02-25-2013, 02:15 PM

Seismic refraction is used to measure the depth to bedrock using sound waves. It can provide an image of the bedrock that shows where channels are located. Channels in the bedrock collected most of the placer gold. That image of where the channel is will tell you where to drill.

I am developing deep reading metal detectors this winter to do the same job. Look at www.arctic-geophysics.com .

- Geowizard

02-25-2013, 02:25 PM
Just another survey tool to map subsurface strata.
The key factor in GeeWiz's response is it helps to tell WHERE to drill.

02-25-2013, 02:45 PM
sweet i am looking to get that done to my claim instead of digging blind .

02-25-2013, 03:22 PM
Keep in mind - you still need to drill with seismic. It only shows where the channel is - not the gold.

Metal detection obviously is different. That's why I recommend the methods outlined at www.arctic-geophysics.com. Their systems are ground contact. Probes are driven into the ground and connected to a computer.

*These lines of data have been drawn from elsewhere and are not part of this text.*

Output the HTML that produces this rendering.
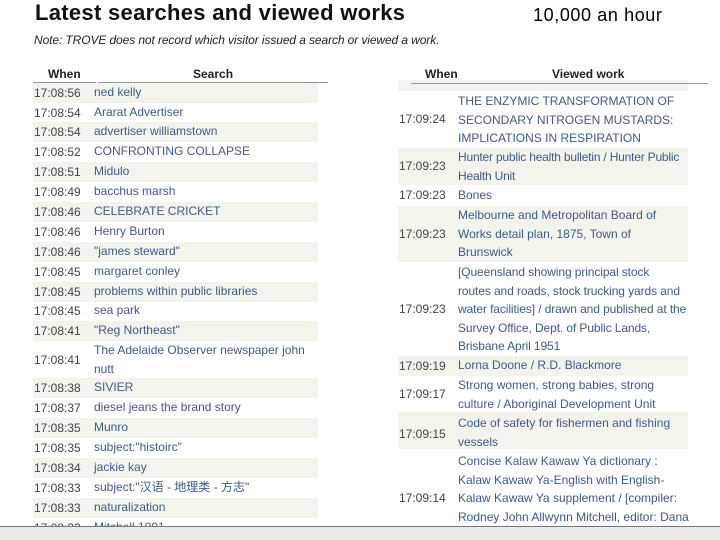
<!DOCTYPE html>
<html><head><meta charset="utf-8"><style>
body{margin:0;width:720px;height:540px;overflow:hidden;background:#fff;font-family:"Liberation Sans","Noto Sans CJK SC",sans-serif;position:relative}
.a{position:absolute}
h1{position:absolute;left:35px;top:0px;margin:0;font-size:22px;font-weight:bold;color:#111;letter-spacing:0.3px}
.note{left:34px;top:33px;font-size:12px;font-style:italic;color:#222;letter-spacing:-0.1px}
.hr{position:absolute;font-weight:bold;font-size:12px;color:#222}
.r{position:absolute;font-size:12px;color:#444;box-sizing:border-box}
.s{background:#f3f4ec}
.r .t{position:absolute;left:1px}
.r .l{position:absolute;color:#3d5a8c;line-height:18.5px}
.z{z-index:5}
</style></head><body>
<h1>Latest searches and viewed works</h1>
<div class="a note">Note: TROVE does not record which visitor issued a search or viewed a work.</div>
<div class="a" style="left:533px;top:5px;font-size:18px;color:#000;letter-spacing:0.6px">10,000 an hour</div>

<div class="hr" style="left:48px;top:67px">When</div>
<div class="hr" style="left:193px;top:67px">Search</div>
<div class="a z" style="left:33px;top:82px;width:63px;height:1px;background:#999"></div>
<div class="a z" style="left:98px;top:82px;width:230px;height:1px;background:#999"></div>

<div class="hr" style="left:425px;top:67px">When</div>
<div class="hr" style="left:552px;top:67px">Viewed work</div>
<div class="a z" style="left:411px;top:83px;width:297px;height:1px;background:#999"></div>

<div class="r s" style="left:33px;top:83px;width:285px;height:20px"><span class="t" style="top:3px">17:08:56</span><span class="l" style="left:61px;top:0">ned kelly</span></div>
<div class="r" style="left:33px;top:103px;width:285px;height:20px"><span class="t" style="top:3px">17:08:54</span><span class="l" style="left:61px;top:0">Ararat Advertiser</span></div>
<div class="r s" style="left:33px;top:122px;width:285px;height:20px"><span class="t" style="top:3px">17:08:54</span><span class="l" style="left:61px;top:0">advertiser williamstown</span></div>
<div class="r" style="left:33px;top:142px;width:285px;height:20px"><span class="t" style="top:3px">17:08:52</span><span class="l" style="left:61px;top:0">CONFRONTING COLLAPSE</span></div>
<div class="r s" style="left:33px;top:162px;width:285px;height:20px"><span class="t" style="top:3px">17:08:51</span><span class="l" style="left:61px;top:0">Midulo</span></div>
<div class="r" style="left:33px;top:182px;width:285px;height:20px"><span class="t" style="top:3px">17:08:49</span><span class="l" style="left:61px;top:0">bacchus marsh</span></div>
<div class="r s" style="left:33px;top:202px;width:285px;height:20px"><span class="t" style="top:3px">17:08:46</span><span class="l" style="left:61px;top:0">CELEBRATE CRICKET</span></div>
<div class="r" style="left:33px;top:222px;width:285px;height:20px"><span class="t" style="top:3px">17:08:46</span><span class="l" style="left:61px;top:0">Henry Burton</span></div>
<div class="r s" style="left:33px;top:242px;width:285px;height:20px"><span class="t" style="top:3px">17:08:46</span><span class="l" style="left:61px;top:0">"james steward"</span></div>
<div class="r" style="left:33px;top:262px;width:285px;height:20px"><span class="t" style="top:3px">17:08:45</span><span class="l" style="left:61px;top:0">margaret conley</span></div>
<div class="r s" style="left:33px;top:282px;width:285px;height:20px"><span class="t" style="top:3px">17:08:45</span><span class="l" style="left:61px;top:0">problems within public libraries</span></div>
<div class="r" style="left:33px;top:301px;width:285px;height:20px"><span class="t" style="top:3px">17:08:45</span><span class="l" style="left:61px;top:0">sea park</span></div>
<div class="r s" style="left:33px;top:321px;width:285px;height:20px"><span class="t" style="top:3px">17:08:41</span><span class="l" style="left:61px;top:0">"Reg Northeast"</span></div>
<div class="r" style="left:33px;top:341px;width:285px;height:37px"><span class="t" style="top:12px">17:08:41</span><span class="l" style="left:61px;top:0;width:220px">The Adelaide Observer newspaper john nutt</span></div>
<div class="r s" style="left:33px;top:378px;width:285px;height:20px"><span class="t" style="top:3px">17:08:38</span><span class="l" style="left:61px;top:0">SIVIER</span></div>
<div class="r" style="left:33px;top:398px;width:285px;height:20px"><span class="t" style="top:3px">17:08:37</span><span class="l" style="left:61px;top:0">diesel jeans the brand story</span></div>
<div class="r s" style="left:33px;top:418px;width:285px;height:20px"><span class="t" style="top:3px">17:08:35</span><span class="l" style="left:61px;top:0">Munro</span></div>
<div class="r" style="left:33px;top:438px;width:285px;height:20px"><span class="t" style="top:3px">17:08:35</span><span class="l" style="left:61px;top:0">subject:"histoirc"</span></div>
<div class="r s" style="left:33px;top:458px;width:285px;height:20px"><span class="t" style="top:3px">17:08:34</span><span class="l" style="left:61px;top:0">jackie kay</span></div>
<div class="r" style="left:33px;top:478px;width:285px;height:20px"><span class="t" style="top:3px">17:08:33</span><span class="l" style="left:61px;top:0">subject:"汉语 - 地理类 - 方志"</span></div>
<div class="r s" style="left:33px;top:498px;width:285px;height:20px"><span class="t" style="top:3px">17:08:33</span><span class="l" style="left:61px;top:0">naturalization</span></div>
<div class="r" style="left:33px;top:518px;width:285px;height:20px"><span class="t" style="top:3px">17:08:33</span><span class="l" style="left:61px;top:0">Mitchell 1991</span></div>

<div class="r s" style="left:398px;top:80px;width:290px;height:11px"></div>
<div class="r" style="left:398px;top:91px;width:290px;height:57px"><span class="t" style="top:21px">17:09:24</span><span class="l" style="left:60px;top:1px;width:232px">THE ENZYMIC TRANSFORMATION OF SECONDARY NITROGEN MUSTARDS: IMPLICATIONS IN RESPIRATION</span></div>
<div class="r s" style="left:398px;top:148px;width:290px;height:37px"><span class="t" style="top:11px">17:09:23</span><span class="l" style="left:60px;top:0;width:250px;letter-spacing:-0.2px">Hunter public health bulletin / Hunter Public<br>Health Unit</span></div>
<div class="r" style="left:398px;top:185px;width:290px;height:21px"><span class="t" style="top:3px">17:09:23</span><span class="l" style="left:60px;top:1px">Bones</span></div>
<div class="r s" style="left:398px;top:206px;width:290px;height:56px"><span class="t" style="top:21px">17:09:23</span><span class="l" style="left:60px;top:0;width:250px">Melbourne and Metropolitan Board of<br>Works detail plan, 1875, Town of<br>Brunswick</span></div>
<div class="r" style="left:398px;top:262px;width:290px;height:94px"><span class="t" style="top:40px">17:09:23</span><span class="l" style="left:60px;top:1px;width:250px;letter-spacing:-0.1px">[Queensland showing principal stock<br>routes and roads, stock trucking yards and<br>water facilities] / drawn and published at the<br>Survey Office, Dept. of Public Lands,<br>Brisbane April 1951</span></div>
<div class="r s" style="left:398px;top:356px;width:290px;height:20px"><span class="t" style="top:3px">17:09:19</span><span class="l" style="left:60px;top:0">Lorna Doone / R.D. Blackmore</span></div>
<div class="r" style="left:398px;top:376px;width:290px;height:36px"><span class="t" style="top:11px">17:09:17</span><span class="l" style="left:60px;top:0;width:250px">Strong women, strong babies, strong<br>culture / Aboriginal Development Unit</span></div>
<div class="r s" style="left:398px;top:412px;width:290px;height:37px"><span class="t" style="top:15px">17:09:15</span><span class="l" style="left:60px;top:2px;width:250px">Code of safety for fishermen and fishing<br>vessels</span></div>
<div class="r" style="left:398px;top:449px;width:290px;height:78px"><span class="t" style="top:42px">17:09:14</span><span class="l" style="left:60px;top:3px;width:250px">Concise Kalaw Kawaw Ya dictionary :<br>Kalaw Kawaw Ya-English with English-<br>Kalaw Kawaw Ya supplement / [compiler:<br>Rodney John Allwynn Mitchell, editor: Dana</span></div>

<div class="a z" style="left:0;top:526px;width:720px;height:1px;background:#777"></div>
<div class="a z" style="left:0;top:527px;width:720px;height:13px;background:#eaeae8"></div>
</body></html>
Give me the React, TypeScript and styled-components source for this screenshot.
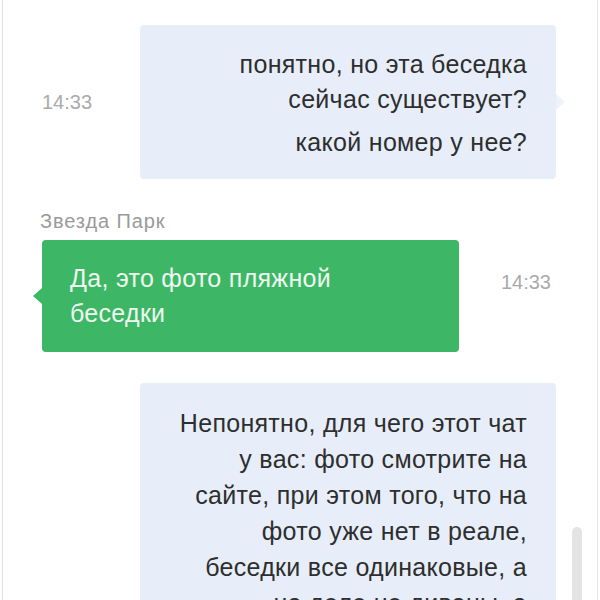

The newer, improved method is electromagnetic which uses coils like a metal detector - but on a larger scale. There are websites that show how electromagnetic exploration is done. We used EM at Ophir this summer visit www.ophir-alaska.com for photos. I was able to define the location of a mineralized monzonite dike that crosses the road and goes into the nugget patch.

- Geowizard

02-25-2013, 04:26 PM
yeah i have been talking to a company that does the Seismic refraction then they will drill the deepest channels and tell me just about how much per yard or something . so what do you guys charge to do this ?

02-25-2013, 06:14 PM

I run it on my claims and haven't tried to sell the service. I plan on providing more details in March on this type of exploration system. I am doing testing in AZ (near the Ray mine) and if you are interested, I can take you out on the tests and you can see how it works!

- Geowizard

02-26-2013, 01:19 PM
that would be pretty cool .

02-26-2013, 02:46 PM
This is a metal detector and it responds primarily to large conductors at shallow depth. The advantage is that it will provide a reading of conductive zones having blacksand concentrations. This is excellent for finding paleochannel deposits in meandering creeks and rivers as in Alaska. Also good for buried veins with copper and silver mineralization i.e. Arizona Ray mine peripheral veins.

- Geowizard

Bill Bohan
03-03-2013, 04:51 PM
You use seismic reflection not refraction. And you would need to find velocity/rates through lithologies/soils such as topsoil, muck, frozen muck , thawed gravel, and frozen gravel
Your gravel to bedrock interface might be masked if frozen gravel and bedrock have the same seismic velocities.
Seismic profiling will be pricey and finding an an interpreter will be even pricier.

Keep it simple simon

03-04-2013, 05:57 AM
Seismology is based on the Law... :)

It's called "Snells Law". The relationship sin theta1/sin theta2 = velocity1/velocity2 is commonly referred to as Snells Law and is fundamental in deriving other expressions to utilize the reflection and refraction of seismic waves in deducing subsurface relationships.

From: Exploring the Shallow Subsurface, H. Burger, Anne F. Sheehan, and Craig H. Jones (c) 2006

So, it's both reflection and refraction!

Seismologists study the different velocities of all of the possible alluvial conditions including consolidation of the layers of silt, gravel and can estimate very closely the travel times through those layers.

You can finf the above reference on ebay and amazon. It includes a CD with examples of different possible multi layer earth models and you can plug in your own numbers to see what the results are.

Winter months offer an opportunity to find books and read them!